Now let's have a practical look at those new possibilities. For a start, we can create a job with a delay. Such a job will only be available for reservation once this delay passes:

>>> beanstalk.put('yes!', delay=1)
4

>>> beanstalk.reserve(timeout=0) is None
True

>>> job = beanstalk.reserve(timeout=1)
>>> job.body
'yes!'

If we are not interested in a job anymore (e.g. after we failed to process it), we can simply release the job back to the tube it came from:

>>> job.release()
>>> job.stats()['state']
'ready'

Want to get rid of a job? Well, just "bury" it! A buried job is put aside and is therefore not available for reservation anymore:

>>> job = beanstalk.reserve()
>>> job.bury()
>>> job.stats()['state']
'buried'

>>> beanstalk.reserve(timeout=0) is None
True

Buried jobs are maintained in a special FIFO-queue outside of the normal job processing lifecycle until they are kicked alive again:

>>> beanstalk.kick()
1

You can request many jobs to be kicked alive at once, kick's return value will tell you how many jobs were actually kicked alive again:

>>> beanstalk.kick(42)
0

If you still have a handle to a job (or know its job ID), you can also kick alive this particular job, overriding the FIFO operation of the burial queue:

>>> job = beanstalk.reserve()
>>> job.bury()
>>> job.stats()['state']
'buried'
>>> job.kick()
>>> job.stats()['state']
'ready'

(NOTE: The kick-job command was introduced in beanstalkd v1.8.)

Inspecting Jobs

Besides reserving jobs, a client can also "peek" at jobs. This allows to inspect jobs without modifying their state. If you know the id of a job you're interested, you can directly peek at the job. We still have job #4 hanging around from our previous examples, so:

>>> job = beanstalk.peek(4)
>>> job.body
'yes!'

Note that this peek did not reserve the job:

>>> job.stats()['state']
'ready'

If you try to peek at a non-existing job, you'll simply see nothing:

>>> beanstalk.peek(42) is None
True

If you are not interested in a particular job, but want to see jobs according to their state, beanstalkd also provides a few commands. To peek at the same job that would be returned by reserve -- the next ready job -- use peek-ready:

>>> job = beanstalk.peek_ready()
>>> job.body
'yes!'

Note that you can't release, or bury a job that was not reserved by you. Those requests on unreserved jobs are silently ignored:

>>> job.release()
>>> job.bury()

>>> job.stats()['state']
'ready'

You can, though, delete a job that was not reserved by you:

>>> job.delete()
>>> job.stats()                         # doctest: +IGNORE_EXCEPTION_DETAIL
Traceback (most recent call last):
CommandFailed: ('stats-job', 'NOT_FOUND', [])

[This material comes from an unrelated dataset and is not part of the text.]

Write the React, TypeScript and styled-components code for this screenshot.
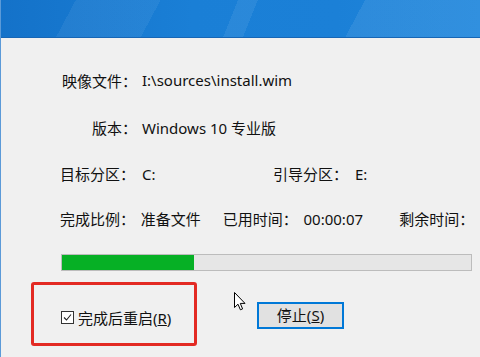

Finally, you can also peek into the special queues for jobs that are delayed:

>>> _ = beanstalk.put('o tempores', delay=120)
>>> job = beanstalk.peek_delayed()
>>> job.stats()['state']
'delayed'

... or buried:

>>> _ = beanstalk.put('o mores!')
>>> job = beanstalk.reserve()
>>> job.bury()

>>> job = beanstalk.peek_buried()
>>> job.stats()['state']
'buried'

Job Priorities

Without job priorities, beanstalkd operates as a FIFO queue:

>>> _ = beanstalk.put('1')
>>> _ = beanstalk.put('2')

>>> job = beanstalk.reserve() ; print(job.body) ; job.delete()
1
>>> job = beanstalk.reserve() ; print(job.body) ; job.delete()
2

If need arises, you can override this behaviour by giving different jobs different priorities. There are three hard facts to know about job priorities:

  1. Jobs with lower priority numbers are reserved before jobs with higher priority numbers.

  2. beanstalkd priorities are 32-bit unsigned integers (they range from 0 to 2**32 - 1).

  3. beanstalkc uses 2**31 as default job priority (beanstalkc.DEFAULT_PRIORITY).

To create a job with a custom priority, use the keyword-argument priority:

>>> _ = beanstalk.put('foo', priority=42)
>>> _ = beanstalk.put('bar', priority=21)
>>> _ = beanstalk.put('qux', priority=21)

>>> job = beanstalk.reserve() ; print(job.body) ; job.delete()
bar
>>> job = beanstalk.reserve() ; print(job.body) ; job.delete()
qux
>>> job = beanstalk.reserve() ; print(job.body) ; job.delete()
foo

Note how 'bar' and 'qux' left the queue before 'foo', even though they were enqueued well after 'foo'. Note also that within the same priority jobs are still handled in a FIFO manner.

Fin!

>>> beanstalk.close()

That's it, for now. We've left a few capabilities untouched (touch and time-to-run). But if you've really read through all of the above, send me a message and tell me what you think of it. And then go get yourself a treat. You certainly deserve it.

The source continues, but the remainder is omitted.